═════ Material provided ═════

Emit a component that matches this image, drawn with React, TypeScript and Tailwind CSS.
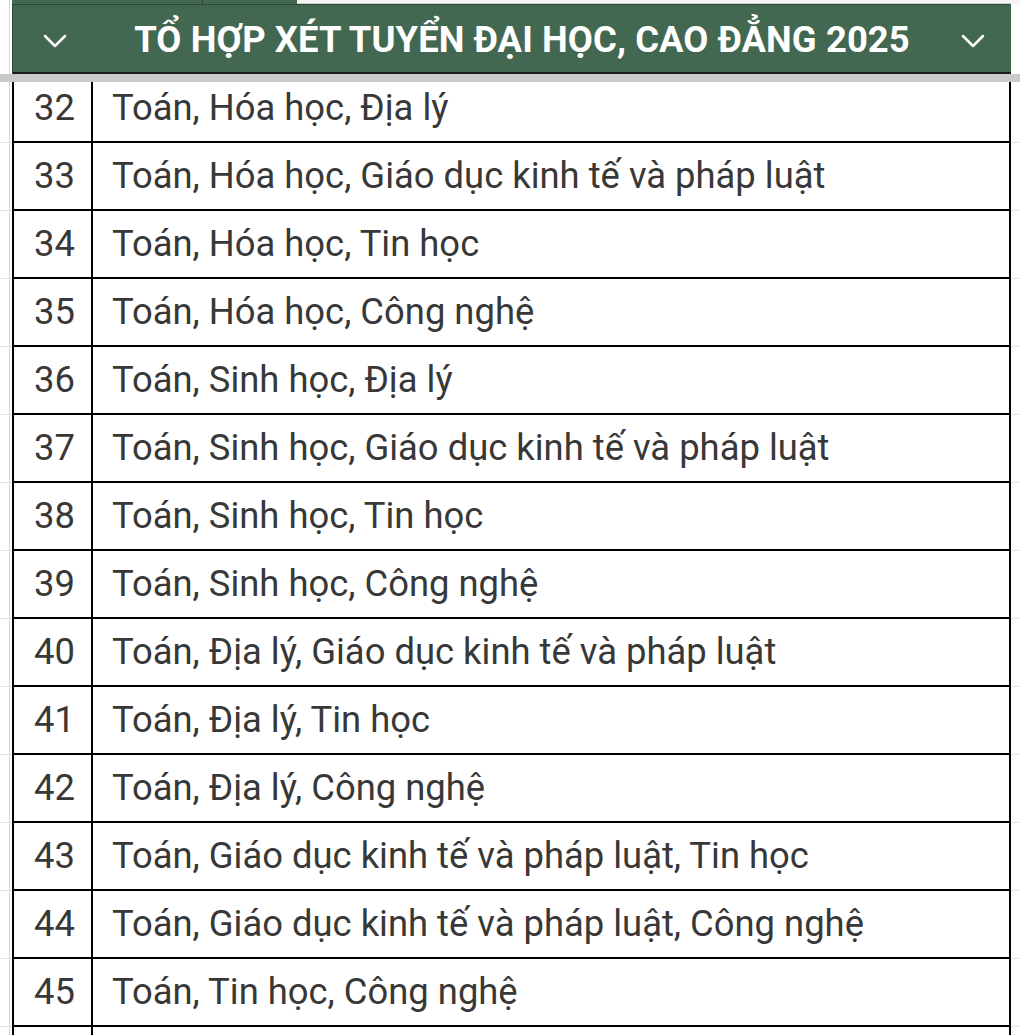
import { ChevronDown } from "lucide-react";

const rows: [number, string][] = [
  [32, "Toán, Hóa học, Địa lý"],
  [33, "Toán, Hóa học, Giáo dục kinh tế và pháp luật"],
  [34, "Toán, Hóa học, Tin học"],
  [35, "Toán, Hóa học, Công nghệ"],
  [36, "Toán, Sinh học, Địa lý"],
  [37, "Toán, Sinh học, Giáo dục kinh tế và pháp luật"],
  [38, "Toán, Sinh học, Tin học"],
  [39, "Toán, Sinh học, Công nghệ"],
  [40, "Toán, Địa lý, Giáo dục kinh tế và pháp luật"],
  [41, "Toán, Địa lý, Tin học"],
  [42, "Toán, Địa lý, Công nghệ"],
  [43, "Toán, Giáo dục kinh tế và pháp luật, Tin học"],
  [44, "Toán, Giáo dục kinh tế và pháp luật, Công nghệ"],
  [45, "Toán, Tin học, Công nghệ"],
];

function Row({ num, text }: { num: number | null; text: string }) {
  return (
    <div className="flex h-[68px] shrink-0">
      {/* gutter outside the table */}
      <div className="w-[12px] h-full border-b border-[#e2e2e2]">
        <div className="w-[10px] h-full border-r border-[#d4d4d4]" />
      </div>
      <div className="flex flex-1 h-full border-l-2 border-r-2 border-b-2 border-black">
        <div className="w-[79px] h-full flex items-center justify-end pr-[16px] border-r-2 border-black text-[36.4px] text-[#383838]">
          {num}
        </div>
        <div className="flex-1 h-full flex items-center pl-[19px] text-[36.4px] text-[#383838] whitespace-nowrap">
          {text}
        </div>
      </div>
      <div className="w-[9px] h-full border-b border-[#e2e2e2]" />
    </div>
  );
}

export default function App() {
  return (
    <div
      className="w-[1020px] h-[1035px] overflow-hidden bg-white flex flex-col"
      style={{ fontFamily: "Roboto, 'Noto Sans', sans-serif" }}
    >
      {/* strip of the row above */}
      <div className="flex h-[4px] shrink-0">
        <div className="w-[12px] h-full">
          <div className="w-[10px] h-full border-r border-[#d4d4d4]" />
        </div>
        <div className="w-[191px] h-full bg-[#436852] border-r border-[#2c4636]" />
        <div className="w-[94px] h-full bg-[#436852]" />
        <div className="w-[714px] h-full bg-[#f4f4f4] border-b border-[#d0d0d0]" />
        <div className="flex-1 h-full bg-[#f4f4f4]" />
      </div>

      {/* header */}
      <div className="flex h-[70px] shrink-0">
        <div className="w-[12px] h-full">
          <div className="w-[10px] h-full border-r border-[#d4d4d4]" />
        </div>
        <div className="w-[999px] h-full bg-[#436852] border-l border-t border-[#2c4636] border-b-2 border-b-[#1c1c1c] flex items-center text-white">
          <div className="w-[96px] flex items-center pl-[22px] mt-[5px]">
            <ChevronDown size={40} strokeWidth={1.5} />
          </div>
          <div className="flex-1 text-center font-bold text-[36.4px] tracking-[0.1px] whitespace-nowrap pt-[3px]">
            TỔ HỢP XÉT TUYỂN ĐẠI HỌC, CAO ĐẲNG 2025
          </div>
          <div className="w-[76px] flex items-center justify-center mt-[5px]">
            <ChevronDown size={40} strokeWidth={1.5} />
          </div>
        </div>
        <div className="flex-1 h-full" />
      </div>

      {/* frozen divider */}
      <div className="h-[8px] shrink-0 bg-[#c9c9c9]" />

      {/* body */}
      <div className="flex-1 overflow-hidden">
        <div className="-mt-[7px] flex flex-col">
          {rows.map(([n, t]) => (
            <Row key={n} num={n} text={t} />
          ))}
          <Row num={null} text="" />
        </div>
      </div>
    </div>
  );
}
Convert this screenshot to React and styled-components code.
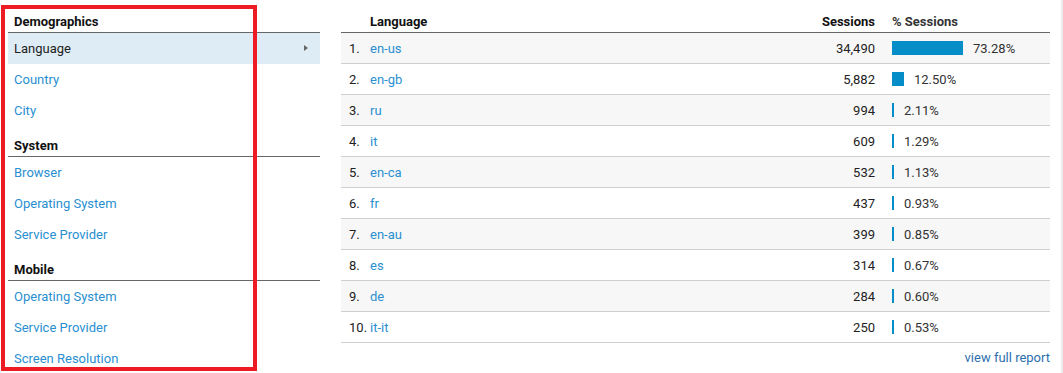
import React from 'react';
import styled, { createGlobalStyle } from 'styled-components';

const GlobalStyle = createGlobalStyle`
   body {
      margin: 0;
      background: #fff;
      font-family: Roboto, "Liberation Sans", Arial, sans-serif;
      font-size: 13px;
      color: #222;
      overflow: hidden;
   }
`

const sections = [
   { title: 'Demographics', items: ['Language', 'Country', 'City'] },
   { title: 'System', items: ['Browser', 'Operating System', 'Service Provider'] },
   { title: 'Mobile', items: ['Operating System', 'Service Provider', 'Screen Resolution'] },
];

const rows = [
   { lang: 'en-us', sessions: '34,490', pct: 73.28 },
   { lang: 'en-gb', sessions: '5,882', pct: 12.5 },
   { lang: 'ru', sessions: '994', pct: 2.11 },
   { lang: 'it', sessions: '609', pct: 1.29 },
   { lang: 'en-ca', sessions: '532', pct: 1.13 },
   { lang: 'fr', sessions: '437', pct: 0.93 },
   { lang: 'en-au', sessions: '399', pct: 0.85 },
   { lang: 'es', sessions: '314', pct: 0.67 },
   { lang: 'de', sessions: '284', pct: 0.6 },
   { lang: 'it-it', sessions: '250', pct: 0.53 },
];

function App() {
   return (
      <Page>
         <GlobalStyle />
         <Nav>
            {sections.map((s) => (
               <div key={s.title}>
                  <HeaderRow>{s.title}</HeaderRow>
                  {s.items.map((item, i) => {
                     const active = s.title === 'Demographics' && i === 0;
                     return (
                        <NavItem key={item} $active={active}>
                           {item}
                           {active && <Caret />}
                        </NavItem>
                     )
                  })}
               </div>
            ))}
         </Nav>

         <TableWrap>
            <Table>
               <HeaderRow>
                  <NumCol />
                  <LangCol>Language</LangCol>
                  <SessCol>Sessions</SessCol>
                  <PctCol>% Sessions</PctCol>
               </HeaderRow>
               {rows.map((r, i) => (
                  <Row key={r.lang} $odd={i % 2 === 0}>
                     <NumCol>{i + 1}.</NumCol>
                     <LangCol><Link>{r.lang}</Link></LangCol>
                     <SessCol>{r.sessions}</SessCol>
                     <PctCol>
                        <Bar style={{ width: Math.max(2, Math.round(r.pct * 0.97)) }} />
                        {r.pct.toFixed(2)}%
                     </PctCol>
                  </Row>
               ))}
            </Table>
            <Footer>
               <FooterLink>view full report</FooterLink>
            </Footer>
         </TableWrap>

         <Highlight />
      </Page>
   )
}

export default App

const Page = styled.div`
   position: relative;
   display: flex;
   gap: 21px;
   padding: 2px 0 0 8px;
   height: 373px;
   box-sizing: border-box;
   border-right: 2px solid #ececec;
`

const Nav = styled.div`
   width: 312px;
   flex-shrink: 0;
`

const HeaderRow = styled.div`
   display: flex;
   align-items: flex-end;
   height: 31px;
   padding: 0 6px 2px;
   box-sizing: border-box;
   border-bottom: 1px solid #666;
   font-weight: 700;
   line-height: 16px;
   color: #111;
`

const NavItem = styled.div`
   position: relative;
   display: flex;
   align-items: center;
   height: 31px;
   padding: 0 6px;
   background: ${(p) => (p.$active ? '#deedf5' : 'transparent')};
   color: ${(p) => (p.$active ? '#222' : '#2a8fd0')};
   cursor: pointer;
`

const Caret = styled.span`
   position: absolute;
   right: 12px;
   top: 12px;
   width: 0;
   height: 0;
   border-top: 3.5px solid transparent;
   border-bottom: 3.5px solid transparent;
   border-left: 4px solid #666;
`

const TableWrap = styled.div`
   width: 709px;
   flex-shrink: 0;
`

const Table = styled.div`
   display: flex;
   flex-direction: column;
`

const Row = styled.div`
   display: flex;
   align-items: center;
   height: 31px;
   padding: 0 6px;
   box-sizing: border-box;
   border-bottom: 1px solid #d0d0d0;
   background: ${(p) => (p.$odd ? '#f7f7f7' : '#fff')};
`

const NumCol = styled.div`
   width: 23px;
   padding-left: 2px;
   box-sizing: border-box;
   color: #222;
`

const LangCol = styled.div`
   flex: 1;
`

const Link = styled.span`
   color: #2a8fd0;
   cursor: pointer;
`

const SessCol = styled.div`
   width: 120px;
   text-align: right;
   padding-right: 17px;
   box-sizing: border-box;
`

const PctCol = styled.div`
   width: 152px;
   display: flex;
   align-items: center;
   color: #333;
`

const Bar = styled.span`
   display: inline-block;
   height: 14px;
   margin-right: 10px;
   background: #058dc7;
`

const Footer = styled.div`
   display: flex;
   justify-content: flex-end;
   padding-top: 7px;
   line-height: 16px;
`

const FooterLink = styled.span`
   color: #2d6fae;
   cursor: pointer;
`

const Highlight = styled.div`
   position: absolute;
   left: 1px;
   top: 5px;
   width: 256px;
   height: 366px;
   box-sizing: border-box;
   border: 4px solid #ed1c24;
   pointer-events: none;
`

═════

# What the task asks
Locate all lines in the listing above with the word "this". Copy them.

# Correct output
Emit a component that matches this image, drawn with React, TypeScript and Tailwind CSS.
Convert this screenshot to React and styled-components code.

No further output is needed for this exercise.